Here, in Faizganj, the large village has more Muslim than Hindu voters, and they eagerly hold up their hands in Shervani's support at the end of the rally. Latafat Khan, a farmer with gimlet eyes, who has abandoned his field to come and listen to Shervani, tells this reporter that in his Tarak Paroli village, no candidate is going to be allowed to enter except Saleem Shervani.
"Saleem Shervani ek imaandaar aadmi hai, woh kisi ko lapet main nahin dalta, aisa koi Musalmaan yahan paida hi nahin hua jo inko vote nahin dega (Saleem Shervani is an honourable man, he doesn't do petty politics, there is not a Muslim here who will not vote for him)," says Khan.
A major reason for Shervani's popularity is the Manmohan Singh-led government's decision to waive off farmer's loans, as much as Rs 75,000 crores nationwide, which has had a huge impact on the ground. Travelling through this part of UP, from Pilibhit to Badaiyon, via Bareilly, Rampur and Moradabad, the UPA government's loan waiver commands instant recognition and approval.
Faizganj's farmers are fully aware of the loan waiver details. How, if you have land less than five acres, the total debt will be waived, and how this amount decreases as the size of the land holding increases. Kausar, who own 40 bighas or just over 13 acres, says that one-third of his Rs 1.5 lakh debt was waived, about Rs 35,000.
"This is the best thing this government could have done. A lot of farmers have been rescued from insolvency and a lot of their lands saved. There may not be many farmer suicides here, but a lot of young men who had lost their money had refused to come home, many were found drunk in ditches Now they are able to return to their families with honour," says Kausar.

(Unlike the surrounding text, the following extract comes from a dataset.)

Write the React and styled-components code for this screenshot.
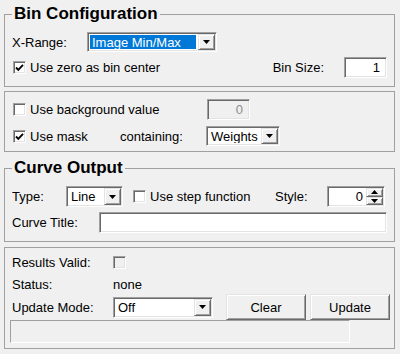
import React from 'react';
import styled, { createGlobalStyle, css } from 'styled-components';

const Global = createGlobalStyle`
  html, body { margin: 0; padding: 0; background: #f0f0f0; }
  body { font-family: "Liberation Sans", Arial, sans-serif; font-size: 13px; color: #000; }
`;

const sunken = css`
  box-sizing: border-box;
  border: 1px solid;
  border-color: #a0a0a0 #fff #fff #a0a0a0;
  box-shadow: inset 1px 1px 0 #696969, inset -1px -1px 0 #e3e3e3;
`;

const raised = css`
  box-sizing: border-box;
  border: 1px solid;
  border-color: #e3e3e3 #696969 #696969 #e3e3e3;
  box-shadow: inset 1px 1px 0 #fff, inset -1px -1px 0 #a0a0a0;
  background: #f0f0f0;
`;

const Page = styled.div`
  width: 400px;
  height: 354px;
  box-sizing: border-box;
  padding: 0 5px 0 4px;
  display: flex;
  flex-direction: column;
  background: #f0f0f0;
  overflow: hidden;
`;

const Group = styled.fieldset`
  margin: ${p => p.$mt}px 0 0 0;
  border: 1px solid #a0a0a0;
  padding: ${p => p.$pt || 0}px ${p => p.$pr ?? 7}px ${p => p.$pb}px 7px;
  min-inline-size: 0;
  display: flex;
  flex-direction: column;
`;

const Legend = styled.legend`
  padding: 0 2px;
  margin: 0;
  font-weight: bold;
  font-size: 17px;
  line-height: 20px;
`;

const Row = styled.div`
  display: flex;
  align-items: center;
  height: ${p => p.$h}px;
  margin-top: ${p => p.$mt || 0}px;
  flex-shrink: 0;
`;

const Label = styled.span`
  flex-shrink: 0;
  white-space: nowrap;
  width: ${p => (p.$w ? `${p.$w}px` : 'auto')};
  margin-left: ${p => (p.$auto ? 'auto' : '0')};
  margin-right: ${p => p.$mr || 0}px;
`;

const Field = styled.div`
  ${sunken};
  flex-shrink: 0;
  width: ${p => (p.$w ? `${p.$w}px` : 'auto')};
  flex-grow: ${p => (p.$grow ? 1 : 0)};
  height: ${p => p.$h || 21}px;
  background: ${p => (p.$disabled ? '#f0f0f0' : '#fff')};
  color: ${p => (p.$disabled ? '#8d8d8d' : '#000')};
  display: flex;
  align-items: center;
  justify-content: flex-end;
  padding: 0 6px 0 3px;
`;

const ComboBox = styled.div`
  ${sunken};
  flex-shrink: 0;
  width: ${p => p.$w}px;
  height: ${p => p.$h || 20}px;
  background: #fff;
  display: flex;
  align-items: stretch;
  padding: 1px;
`;

const ComboText = styled.span`
  flex: 1;
  display: flex;
  align-items: center;
  padding-left: 2px;
  margin: 1px 2px 1px 1px;
  white-space: nowrap;
  overflow: hidden;
  background: ${p => (p.$selected ? '#0078d7' : 'transparent')};
  color: ${p => (p.$selected ? '#fff' : '#000')};
`;

const DropBtn = styled.span`
  ${raised};
  width: 17px;
  flex-shrink: 0;
  display: flex;
  align-items: center;
  justify-content: center;
`;

const SpinBox = styled.div`
  ${sunken};
  flex-shrink: 0;
  width: ${p => p.$w}px;
  height: 21px;
  background: #fff;
  display: flex;
  align-items: stretch;
  padding: 1px;
`;

const SpinValue = styled.span`
  flex: 1;
  display: flex;
  align-items: center;
  justify-content: flex-end;
  padding-right: 3px;
`;

const SpinBtns = styled.span`
  width: 17px;
  display: flex;
  flex-direction: column;
`;

const SpinBtn = styled.span`
  ${raised};
  flex: 1;
  display: flex;
  align-items: center;
  justify-content: center;
`;

const Button = styled.div`
  ${raised};
  flex-shrink: 0;
  width: 80px;
  height: 26px;
  margin-left: ${p => p.$ml || 0}px;
  display: flex;
  align-items: center;
  justify-content: center;
`;

const Box = styled.span`
  ${sunken};
  width: 13px;
  height: 13px;
  flex-shrink: 0;
  background: ${p => (p.$disabled ? '#f0f0f0' : '#fff')};
  display: flex;
  align-items: center;
  justify-content: center;
`;

const CheckWrap = styled.span`
  display: flex;
  align-items: center;
  gap: 4px;
  flex-shrink: 0;
  white-space: nowrap;
  margin-left: ${p => p.$ml || 0}px;
  width: ${p => (p.$w ? `${p.$w}px` : 'auto')};
`;

const Progress = styled.div`
  box-sizing: border-box;
  flex-shrink: 0;
  height: 23px;
  width: 340px;
  margin-left: -2px;
  border: 1px solid;
  border-color: #a0a0a0 #fff #fff #a0a0a0;
  background: #f0f0f0;
`;

const Tri = ({ up }) => (
  <svg width="7" height="4" viewBox="0 0 7 4">
    <polygon points={up ? '3.5,0 7,4 0,4' : '0,0 7,0 3.5,4'} fill="#000" />
  </svg>
);

const CheckBox = ({ checked, disabled }) => (
  <Box $disabled={disabled}>
    {checked && (
      <svg width="9" height="9" viewBox="0 0 9 9">
        <polyline points="1,4.5 3.3,6.8 8,1.8" fill="none" stroke="#000" strokeWidth="1.9" />
      </svg>
    )}
  </Box>
);

const Check = ({ checked, children, w, ml }) => (
  <CheckWrap $w={w} $ml={ml}>
    <CheckBox checked={checked} />
    <span>{children}</span>
  </CheckWrap>
);

const Combo = ({ w, h, value, selected }) => (
  <ComboBox $w={w} $h={h}>
    <ComboText $selected={selected}>{value}</ComboText>
    <DropBtn>
      <Tri />
    </DropBtn>
  </ComboBox>
);

export default function App() {
  return (
    <>
      <Global />
      <Page>
        <Group $mt={4} $pb={7}>
          <Legend>Bin Configuration</Legend>
          <Row $h={22} $mt={7}>
            <Label $w={75}>X-Range:</Label>
            <Combo w={130} value="Image Min/Max" selected />
          </Row>
          <Row $h={23} $mt={3}>
            <Check checked ml={1}>Use zero as bin center</Check>
            <Label $auto $mr={20}>Bin Size:</Label>
            <Field $w={43}>1</Field>
          </Row>
        </Group>

        <Group $mt={4} $pt={7} $pb={5}>
          <Row $h={21}>
            <Check w={194} ml={1}>Use background value</Check>
            <Field $w={43} $disabled>0</Field>
          </Row>
          <Row $h={20} $mt={6}>
            <Check checked w={107} ml={1}>Use mask</Check>
            <Label $w={86}>containing:</Label>
            <Combo w={74} value="Weights" />
          </Row>
        </Group>

        <Group $mt={6} $pb={8}>
          <Legend>Curve Output</Legend>
          <Row $h={21} $mt={8}>
            <Label $w={54}>Type:</Label>
            <Combo w={57} h={21} value="Line" />
            <Check w={142} ml={10}>Use step function</Check>
            <Label $w={52}>Style:</Label>
            <SpinBox $w={58}>
              <SpinValue>0</SpinValue>
              <SpinBtns>
                <SpinBtn><Tri up /></SpinBtn>
                <SpinBtn><Tri /></SpinBtn>
              </SpinBtns>
            </SpinBox>
          </Row>
          <Row $h={21} $mt={5}>
            <Label $w={87}>Curve Title:</Label>
            <Field $grow $h={21} />
          </Row>
        </Group>

        <Group $mt={5} $pt={6} $pb={5} $pr={4}>
          <Row $h={16}>
            <Label $w={101}>Results Valid:</Label>
            <CheckBox disabled />
          </Row>
          <Row $h={16} $mt={6}>
            <Label $w={101}>Status:</Label>
            <Label>none</Label>
          </Row>
          <Row $h={26} $mt={2}>
            <Label $w={101}>Update Mode:</Label>
            <Combo w={100} h={21} value="Off" />
            <Button $ml={13}>Clear</Button>
            <Button $ml={4}>Update</Button>
          </Row>
          <Progress />
        </Group>
      </Page>
    </>
  );
}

As we leave Shervani to return to his campaign, he is, however, more cautious than jubilant. "The actor Dilip Kumar came and campaigned for me in the election when the Babri Masjid-Ram Janmaboomi movement was at its peak. Lakhs of people came out to vote for me, but I lost. Any candidate is considered successful only if he can bring the people out to vote. Inshallah, I will succeed, but my big test is yet to come."